The initial period of adaptation lasted 30 s and was ‘topped up’ with another 2 s of adaptation prior to each trial. This was followed by a 200 ms ISI, consisting of a mean gray field, before presentation of the probe stimuli for a further 300 ms. The fixation spot was visible for the entire trial. Observer’s pressed one of two keys to make a 2AFC response indicating the side on which the stimulus appeared to have higher contrast (Experiment 1) or was most convex to the left (Experiment 2), triggering the next trial to commence with another ‘top-up’ adaptation period.

Test probe contrast (Experiment 1) and orientation (Experiment 2) were varied according to a staircase procedure based on the observers’ responses. Each observer collected a minimum of four staircases with the compound adapter in the left hemi-field and four staircases with the compound adapter in the right hemi-field. Each staircase contained 50 trials (and typically generated around 30–40 reversals). Within any session all trials had the compound adapter on the same side and a minimum time of 1 h was left between sessions to prevent crossover adaptation between conditions.

Data analysis

The aim of the experiments was to determine the amount of adaptation to the compound adapter over and above adaptation to the components. Since exposure to the components was equivalent in both hemi-fields any remaining difference in adaptation between the patches must reflect adaptation to the compound stimulus as a whole.

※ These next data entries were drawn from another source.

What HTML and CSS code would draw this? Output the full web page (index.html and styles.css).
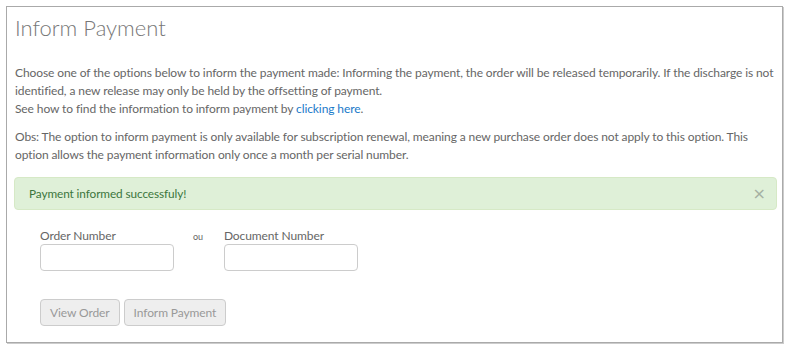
FILE: index.html
```html
<!DOCTYPE html>
<html lang="en">

<head>
    <meta charset="UTF-8">
    <meta name="viewport" content="width=device-width, initial-scale=1.0">
    <title>Inform Payment</title>
    <link rel="stylesheet" href="styles.css">
</head>

<body>
    <div class="panel">
        <h1>Inform Payment</h1>

        <p>Choose one of the options below to inform the payment made: Informing the payment, the order will be released temporarily. If the discharge is not identified, a new release may only be held by the offsetting of payment.<br>
            See how to find the information to inform payment by <a href="#">clicking here</a>.</p>

        <p>Obs: The option to inform payment is only available for subscription renewal, meaning a new purchase order does not apply to this option. This option allows the payment information only once a month per serial number.</p>

        <div class="alert">
            <span>Payment informed successfuly!</span>
            <button class="close">&times;</button>
        </div>

        <form class="payment-form">
            <div class="fields">
                <div class="field">
                    <label for="orderNumber">Order Number</label>
                    <input type="text" id="orderNumber">
                </div>
                <span class="or">ou</span>
                <div class="field">
                    <label for="documentNumber">Document Number</label>
                    <input type="text" id="documentNumber">
                </div>
            </div>

            <div class="actions">
                <button type="button" class="btn" disabled>View Order</button>
                <button type="button" class="btn" disabled>Inform Payment</button>
            </div>
        </form>
    </div>
</body>

</html>
```

FILE: styles.css
```css
* {
    margin: 0;
    padding: 0;
    box-sizing: border-box;
}

body {
    font-family: 'Lato', 'Noto Sans', sans-serif;
    font-size: 12px;
    letter-spacing: -0.1px;
    line-height: 18px;
    color: #666;
    background-color: white;
    padding: 6px;
}

.panel {
    border: 1px solid #aaa;
    box-shadow: 1px 1px 0 #ccc;
    padding: 6px 5px 16px 8px;
    height: 337px;
}

h1 {
    font-weight: 300;
    font-size: 22px;
    letter-spacing: 0;
    line-height: 30px;
    color: #777;
    margin: 0 0 21px 0;
}

p {
    margin-bottom: 10px;
}

a {
    color: #1a7ac9;
    text-decoration: none;
}

.alert {
    display: flex;
    justify-content: space-between;
    align-items: center;
    background-color: #dff0d8;
    border: 1px solid #d6e9c6;
    border-radius: 4px;
    color: #3c763d;
    padding: 7px 10px 7px 14px;
    margin: 13px 0 18px -1px;
    height: 33px;
    font-size: 11.8px;
}

.close {
    background: none;
    border: none;
    font-size: 16px;
    color: #a5b0a2;
    cursor: pointer;
    font-family: 'DejaVu Sans', sans-serif;
}

.payment-form {
    padding-left: 25px;
}

.fields {
    display: flex;
    align-items: flex-start;
    gap: 19px;
}

.field {
    display: flex;
    flex-direction: column;
}

label {
    font-size: 12px;
    line-height: 16px;
    color: #666;
}

input {
    width: 134px;
    height: 27px;
    border: 1px solid #ccc;
    border-radius: 4px;
}

.or {
    font-size: 9px;
    color: #666;
    line-height: 16px;
    padding-top: 1px;
    margin-right: 2px;
}

.actions {
    display: flex;
    gap: 4px;
    margin-top: 28px;
}

.btn {
    font-family: inherit;
    font-size: 12px;
    letter-spacing: inherit;
    color: #999;
    background-color: #eee;
    border: 1px solid #ccc;
    border-radius: 4px;
    padding: 0 9px;
    height: 27px;
}
```
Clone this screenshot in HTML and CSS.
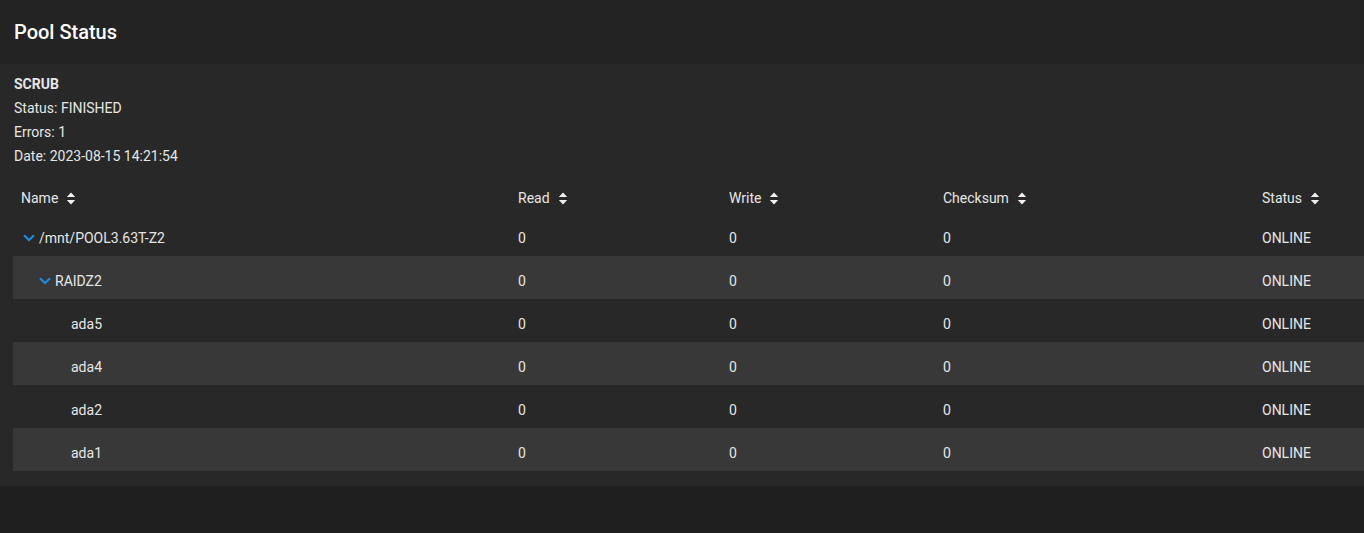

We quantified the effect of this compound adaptation as the amount of additional contrast (Experiment 1) or tilt (Experiment 2) required in the compound adapted hemifield for the probes to appear equal (point of subjective equality, PSE). For each probe stimulus intensity level (either contrast difference in Experiment 1 or orientation difference in Experiment 2), responses were averaged for each observer. Logistic functions were then fit to this psychometric data. The PSE was derived from this fit as the point at which the observer was at 50% probability of responding on the compound side. Using this method of binning, all data contribute to the calculation of the PSE, rather than only the trials on which reversals occur, and a full psychometric function can be recovered. It should be noted that data points near the PSE have more trials contributing to each point, as a result of the staircase procedure itself. The PSE values for each presentation side are averaged to account for any side bias in responding to give a single PSE value derived from a total of 400 trials (200 on each side of presentation).

Logistic functions were also fit to 5000 within-subject bootstrap resamples from the 200 individual responses for each presentation side so that, for each resample, a whole new pair of psychometric functions could be derived (one for each side on which the compound was adapted). The PSE values for each pair of functions were averaged to account for side bias then used to derive 95% confidence intervals of the PSE for each observer.

Experiment 1: Contrast aftereffects

Adaptation to a stimulus often results in decreased apparent contrast for a similar test stimulus. The first experiment here examined the effect of adaptation on the apparent contrast of probes in the component and compound hemi-fields. If adaptation only occurs to the individual component gratings (local orientation) then the perceived contrast for the probe stimuli should be raised equally in each hemi-field, so the point at which the two probe stimuli appear equal in contrast (PSE) should be the point at which they were physically identical. In contrast, if there were a neural mechanism responding and adapting to the conjunction of the two component gratings into compound AB, we might expect greater adaptation to occur in the compound hemi-field leading to a greater reduction in perceived contrast in the compound field. This would result in the probe stimuli appearing equal when the contrast was higher in the compound hemi-field than in the component hemi-field (a positive shift in the PSE).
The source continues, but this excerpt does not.